Just last week, months after that article ran, Bon Appetit ran a piece on how to make the perfect toast at home, urging readers to start with good bread, to slice it thicker (genius), make sure the toaster is really hot, use butter, salt it, and eat it while it's hot. All decent advice.

But is it possible we're over-thinking this? It's toast. It's the ultimate five-ingredient yum. Your house comes hard-wired with the only equipment you really need to make it (an oven). Toast is one of the first things I ever learned how to make, somehow without all the gourmet advice from a magazine.

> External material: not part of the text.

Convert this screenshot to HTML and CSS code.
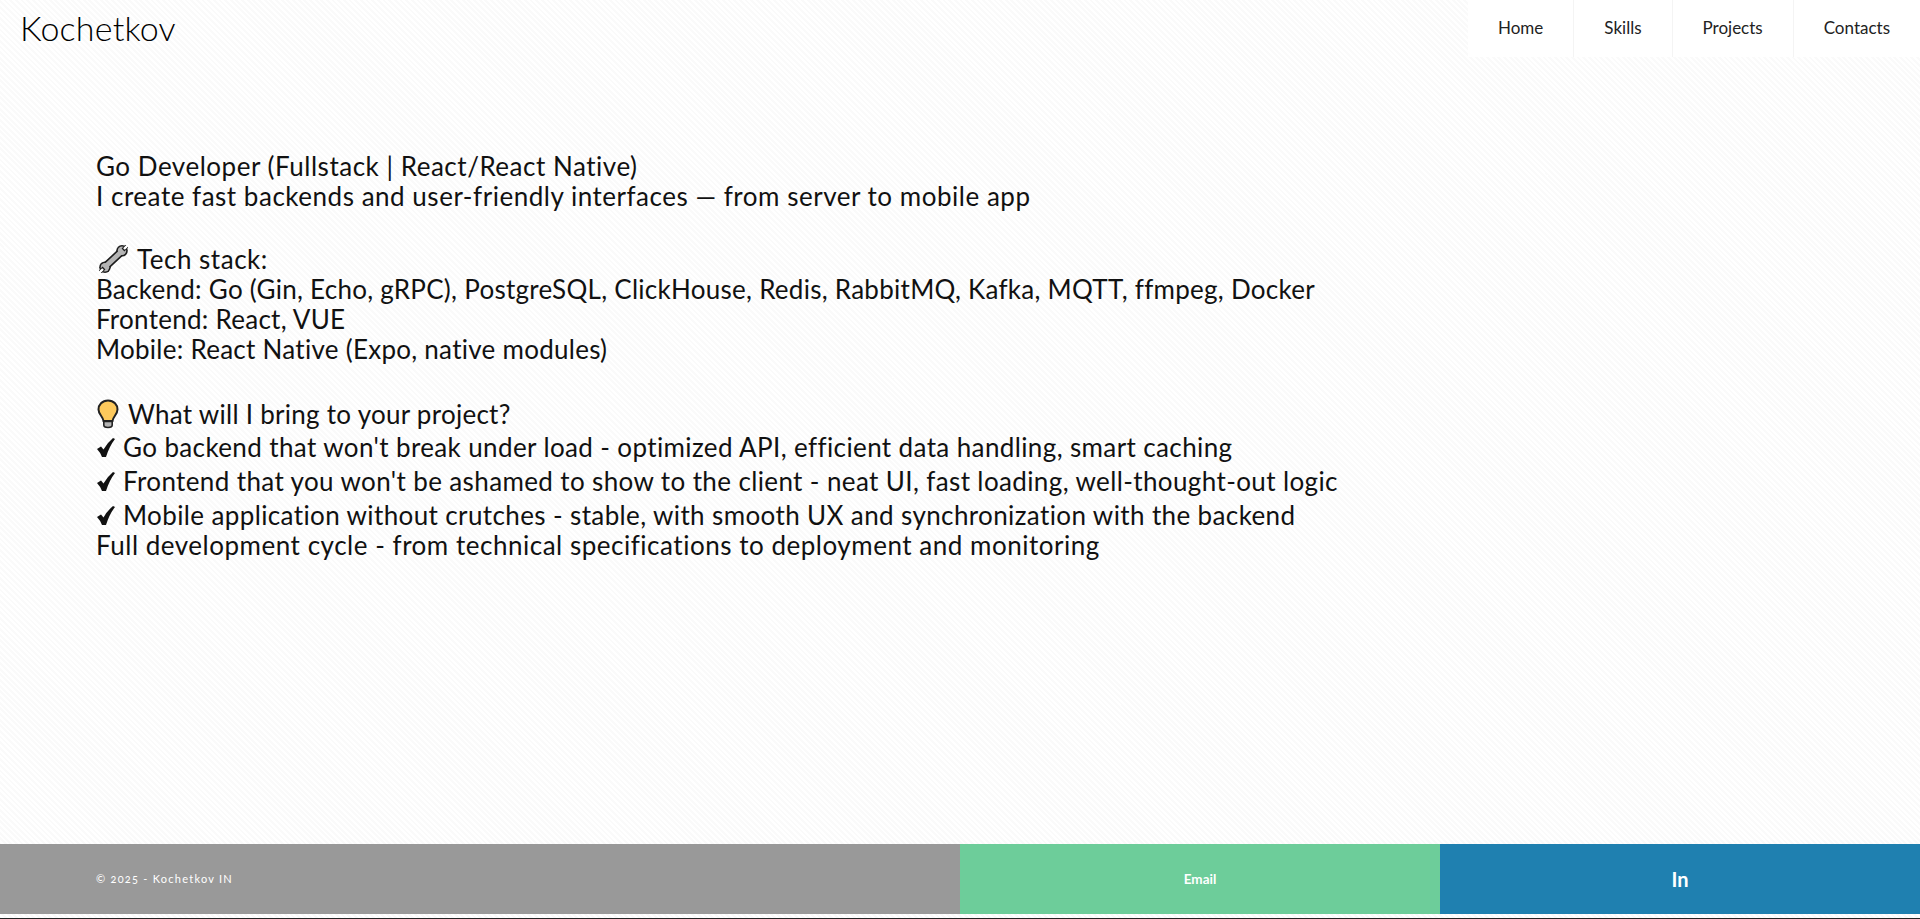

You take your bread, sliced however you like it. You toast it, using oven or toaster (toaster is easier - a bonus for morning breakfast prep). Slather it with butter for a classic experience. Spoon a little jam on there if you wish, you sassy thing. If you want to cover it in peanut butter or Nutella, no one will judge you; so few breakfasts can be both quick and decadent, so carpe diem. Carpe the hell out of that Nutella.

While it's a great thing that something as homey and delightful as toast is available for people in coffee shops or cafés, people on the go with no time to cook for themselves, I just have a hard time getting down with a whole toast trend, where a shop might serve 350-400 slices of toast on a busy Saturday or Sunday.

Because when we take a humble food like toast - the perfect sick food, the perfect lazy, poor, sad, tired, in-need-of-comfort food, the perfect first food for kids to learn to cook, the perfect breakfast in bed for lovers, old and new - and we dress it up in all this finery, when we take it out of the home kitchen and into the trendy coffee shops of the world, then we take something away from the simple enjoyment that people are seeking in the first place. We take something simple and we make it utterly complicated and expensive and precious. And not everything can be precious, you guys. Not all foods need boutiques and reality shows (okay, this hasn't happened with toast yet, but give it time). A slice of toast should just be a slice of toast, simple and perfect, popping from your toaster with a merry ding. That's the toast I propose.